The thing is, while it's every co-worker's job to help new staff, it isn't every co-worker's job to teach new staff. So she was getting help just fine, but she should have had a specific person to talk to and should have requested specific time to meet for instruction if she wanted to be taught how to do something. I don't know if she expected trainers to drop everything to teach her, or what.
Sometimes, you do have to just figure it out for yourself. When I first was promoted to my current job, my trainer's idea of training was to sit me down at a computer and watch me as I went through the process of creating purchase orders. Seriously, she pretty much just sat in a chair beside me and said nothing, once I saw how to follow the screen prompts.
I didn't consider it great teaching, but I did figure out how to create POs in our computer system, and she was there for me to ask questions of. Unfortunately, I was so unimpressed by her teaching style that I concluded I'd be better off just figuring out what I needed to know because the software was user-friendly enough that I could do it that way. So that's what I did.

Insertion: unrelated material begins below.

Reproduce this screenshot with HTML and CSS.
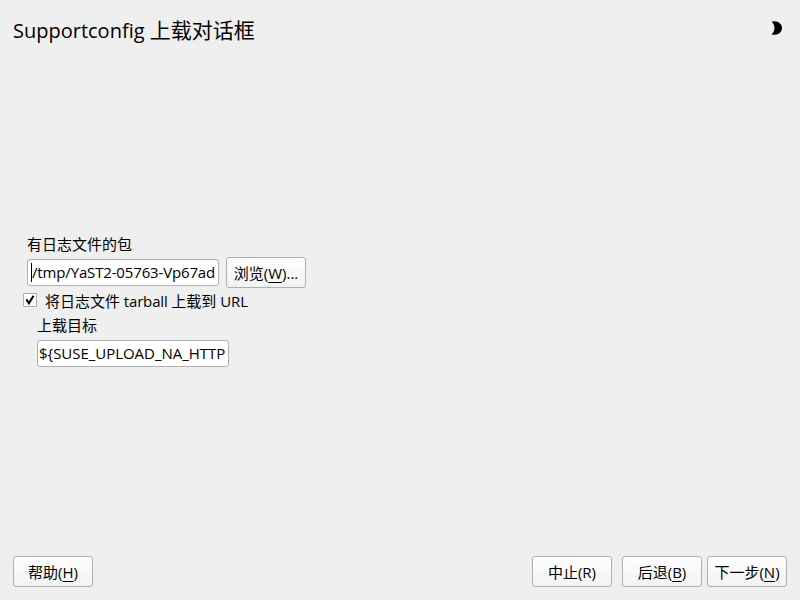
FILE: index.html
```html
<!DOCTYPE html>
<html lang="zh-CN">
<head>
<meta charset="utf-8">
<title>Supportconfig</title>
<link rel="stylesheet" href="styles.css">
</head>
<body>
<div class="dialog">
  <header class="header">
    <h1 class="title"><span class="title-latin">Supportconfig </span>上载对话框</h1>
    <svg class="moon" width="12" height="14" viewBox="0 0 12 14"><path d="M.5.8C5-1.2 11 1.8 11 7S5 15.2.5 13.2C4.5 10.5 4.5 3.5.5.8Z"/></svg>
  </header>
  <main class="content">
    <label class="label">有日志文件的包</label>
    <div class="file-row">
      <div class="field path-field"><span class="caret"></span>/tmp/YaST2-05763-Vp67ad</div>
      <button class="button">浏览(<u>W</u>)...</button>
    </div>
    <div class="check-row">
      <span class="checkbox"><svg width="12" height="12" viewBox="0 0 12 12"><path d="M2.4 5.4L4.9 9.3L9.5 1.8"/></svg></span>
      <span class="check-text">将日志文件<span class="latin"> tarball </span>上载到<span class="latin"> </span>URL</span>
    </div>
    <div class="target">
      <label class="label target-label">上载目标</label>
      <div class="field target-field">${SUSE_UPLOAD_NA_HTTP</div>
    </div>
  </main>
  <footer class="footer">
    <button class="button">帮助(<u>H</u>)</button>
    <button class="button abort">中止(R)</button>
    <button class="button back">后退(<u>B</u>)</button>
    <button class="button">下一步(<u>N</u>)</button>
  </footer>
</div>
</body>
</html>
```
FILE: styles.css
```css
* { box-sizing: border-box; }
body {
  margin: 0;
  background: #efefef;
  color: #000;
  font: 15px/20px "Open Sans", "Noto Sans CJK SC", sans-serif;
}
.dialog {
  display: flex;
  flex-direction: column;
  width: 800px;
  height: 600px;
  padding: 16px 13px 13px;
  overflow: hidden;
}
.header {
  display: flex;
  justify-content: space-between;
  height: 218px;
}
.title {
  margin: 0;
  font-size: 21px;
  font-weight: 400;
  line-height: 29px;
  white-space: nowrap;
}
.title-latin { font-size: 20px; letter-spacing: 0; }
.moon { margin: 5px 4px 0 0; }
.content { flex: 1; padding-left: 14px; }
.label { display: block; height: 23px; line-height: 20px; white-space: nowrap; }
.file-row { display: flex; align-items: center; gap: 7px; height: 31px; }
.field {
  display: flex;
  width: 192px;
  height: 27px;
  padding: 0 2px 0 3px;
  border: 1px solid #b0b0b0;
  border-radius: 3px;
  background: #fff;
  line-height: 25px;
  white-space: nowrap;
  overflow: hidden;
}
.path-field { letter-spacing: -0.15px; }
.caret { width: 1px; height: 19px; margin-top: 3px; background: #000; flex: none; }
.button {
  display: flex;
  align-items: center;
  justify-content: center;
  width: 80px;
  height: 31px;
  padding: 1px 0 0;
  border: 1px solid #b0b0b0;
  border-radius: 3px;
  background: linear-gradient(#fefefe, #f2f2f2);
  color: #000;
  font: inherit;
  white-space: nowrap;
}
.button u { text-underline-offset: 3px; text-decoration-thickness: 1px; }
.check-row { display: flex; align-items: center; gap: 8px; height: 26px; margin-left: -4px; }
.checkbox { width: 14px; height: 14px; margin-top: -2px; border: 1px solid #b0b0b0; background: #fff; display: flex; }
.checkbox path { fill: none; stroke: #000; stroke-width: 2; }
.latin { letter-spacing: -0.15px; }
.target { padding-left: 10px; }
.target-label { height: 26px; line-height: 22px; }
.target-field { padding-left: 1px; letter-spacing: -0.03px; }
.footer { display: flex; }
.abort { margin-left: auto; }
.back { margin: 0 5px 0 10px; }
```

I think it might have helped this employee if she had written down her questions. For example, "Okay, I read the SharePoint link you gave me. So what is X and how do I do Y?"
If people aren't giving you the kind of help you need, you have to communicate your needs to them. You can't just keep your frustration bottled up inside so you can explode during the exit interview. I don't know to what extent she was trying to communicate, though.